Les collectifs testant des pratiques réduisant l’usage des phytosanitaires se développent : 193 nouveaux groupes « 30 000 » ont été créés en 2018/19, ce qui porte le nombre total à 396. En 2018, 7,5 M€ ont permis l’accompagnement de cette démarche. Laquelle s’ajoute aux réseaux Dephy qui englobent désormais 3 000 fermes. Le gouvernement note également une augmentation d’audience des sites web de partage des connaissances sur la transition agroécologique entre 2017 et 2018 avec une hausse de 45 % pour EcophytoPIC.

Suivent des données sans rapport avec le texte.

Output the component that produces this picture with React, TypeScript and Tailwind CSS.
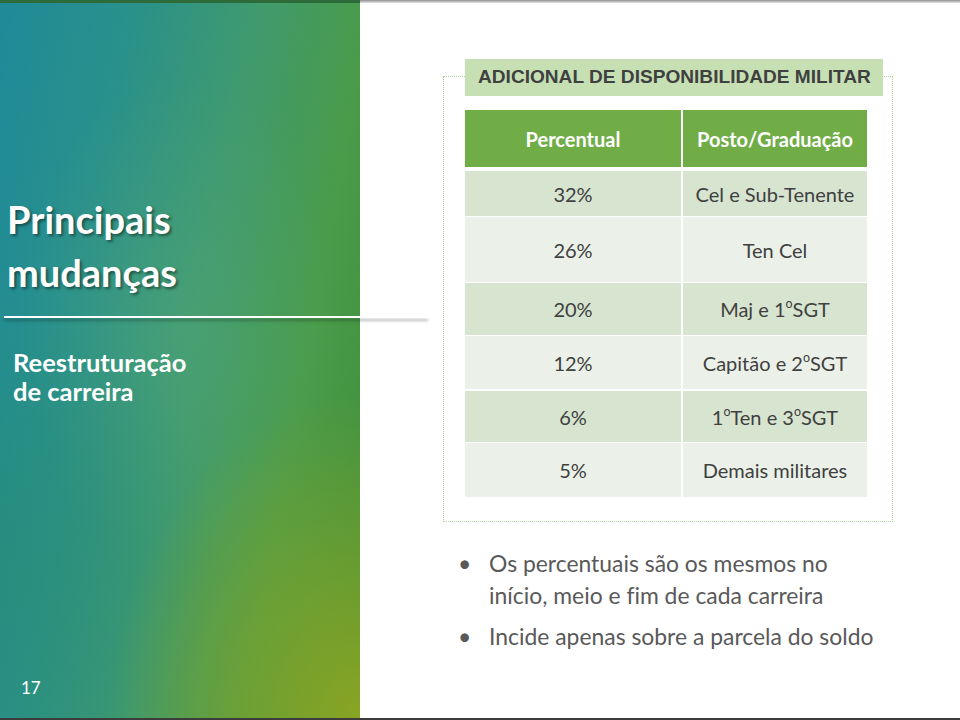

Biocontrôle et conseil stratégique, bientôt en consultation publique
Ce 7 janvier, les ministres ont profité de la réunion du Cos pour annoncer le lancement prochain de deux consultations publiques particulièrement attendue par la profession : la stratégie nationale de déploiement des solutions de biocontrôle, et le projet de décret définissant les attendus en matière de conseil stratégique imposé par la séparation de la vente et du conseil des produits phytosanitaires.
Lors du Cos, le gouvernement a rappelé ses axes de travail concernant les produits phytosanitaires. Dans le cadre des mesures sur la protection des riverains, il entend renforcer cette année les règles pour les lieux accueillant des personnes vulnérables et supprimer des pesticides dans les lieux de vie non couverts par la loi Labbé (campings, résidences hôtelières, terrains de sport…). Une consultation des parties prenantes débutera au premier trimestre pour préciser les dates d’entrée en vigueur de ces interdictions. Sur la sortie du glyphosate à la fin 2020 « pour les usages pour lesquels des alternatives non chimiques existent », le gouvernement attend l’évaluation de l’impact économique pour les filières agricoles afin de décider de l’autorisation ou non des 29 produits encore en cours d’examen.
Enfin, les ministres préparent un appel à projets, d’un montant de 25 millions d’euros, pour ce début d’année. Objectif : accompagner la viticulture, l’arboriculture et le maraîchage dans l’investissement du matériel d’épandage. Deux expertises collectives sur les impacts des produits phytopharmaceutiques sur la biodiversité et les couverts permanents, devraient également démarrer cette année.